Sitting next to me in a hooded sweatshirt with glittering letters that spell-out “New York” is a bloke who’s on a hell-bent mission to achieve that same level of fame. Smooth-faced, strikingly attractive and characteristically pissed-off about life in general, Earsnot (he once misread the word “earshot” in a skateboarding magazine, and adopted the name as his tag) explains the origins of his crew, lrak. “lrak literally means ‘I steal’” he explains. ‘‘Racking’ means stealing or shoplifting, which is what some of us do for a living. A never-ending gangsta rap soundtrack blares in the background as ‘Snot” (as his friends affectionately call him) glances across the room at his partner Rehab, a Skinny young kid from the Dominican Republic. “We figure that we’re making between $40-50,000 a year each boosting, and that’s not even counting what we rack just for our own personal use. Although I don’t really know why I steal clothes since I wear the same thing every day.”

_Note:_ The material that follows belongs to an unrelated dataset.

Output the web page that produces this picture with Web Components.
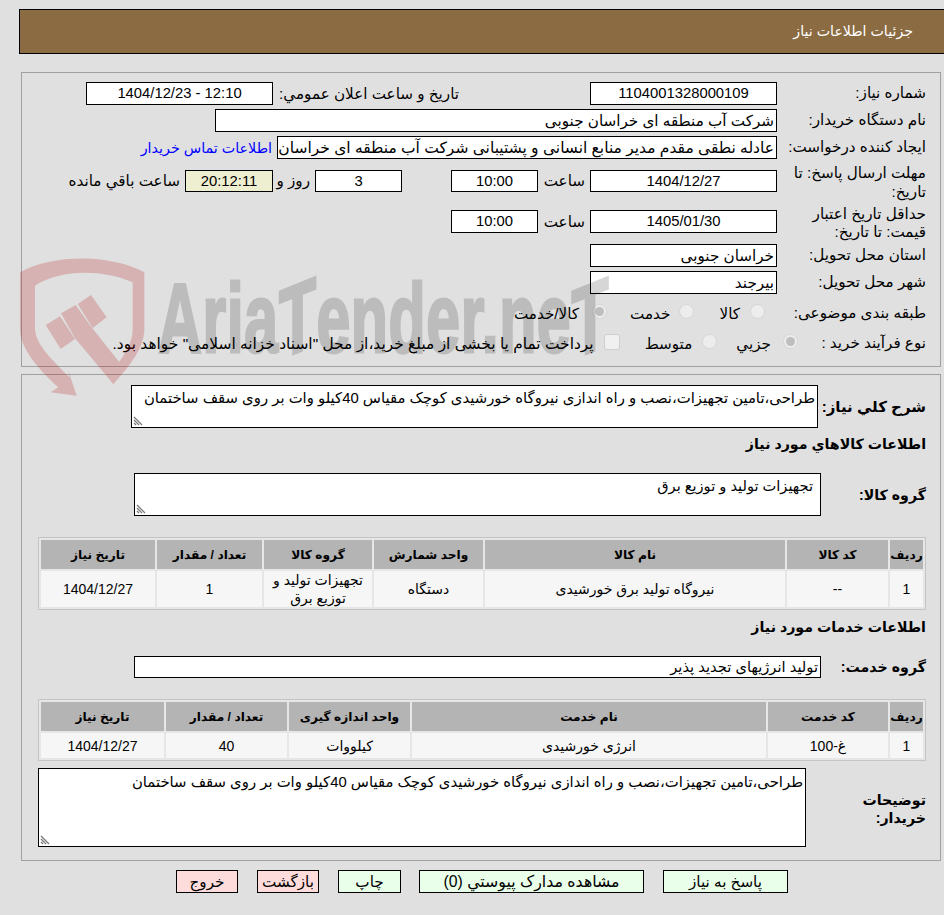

Talking to anyone in lrak is next to impossible without being fluent in the languages of graffiti and New York hip hop, as well as their own secret vernacular of “islands” (lines of coke), “lizzy bags” (hidden linings constructed of aluminum foil placed inside of messenger bags, meant for passing through security checks with items that have sensor tags), or realizing that every person has a minimum of two aliases.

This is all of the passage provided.